Pursuant to the provisions in association with the term income from employment under a DTA, where the calculation of the duration of stay for a period or periods aggregated mentioned in the preceding paragraph is formulated to be measured within any twelve-month period commencing or ending in the relevant year concerned, the said “any twelve-month period commencing or ending in the relevant year concerned” shall refer to any consecutive twelve months within the period from the day that is counting backward from the first day of the relevant year until the completion of a complementary twelve-month period, to the day that is counting forwards from the last day of the relevant year until the completion of a complementary twelve-month period.

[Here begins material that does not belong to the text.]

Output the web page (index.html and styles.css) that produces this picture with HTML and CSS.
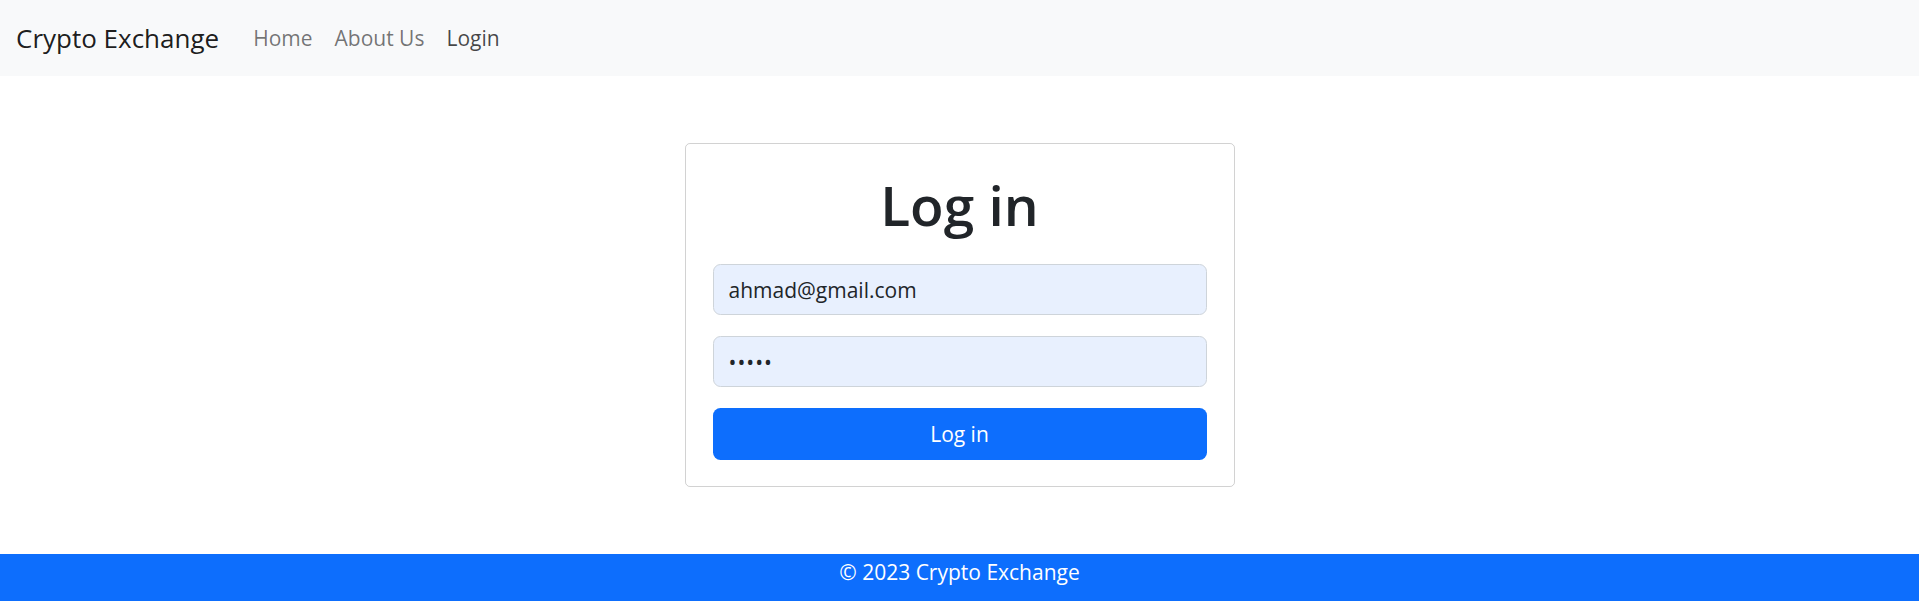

When calculating the duration of stay of a resident of the other Contracting State for a period or periods aggregated in the territory of the ROC is based on the rules mentioned in the preceding two paragraphs, those days of presence of said resident of the other Contracting State during which such person used the identity of a resident of the ROC and that identity was determined pursuant to the applicable DTA shall not be taken into account to calculate the duration of stay in the ROC.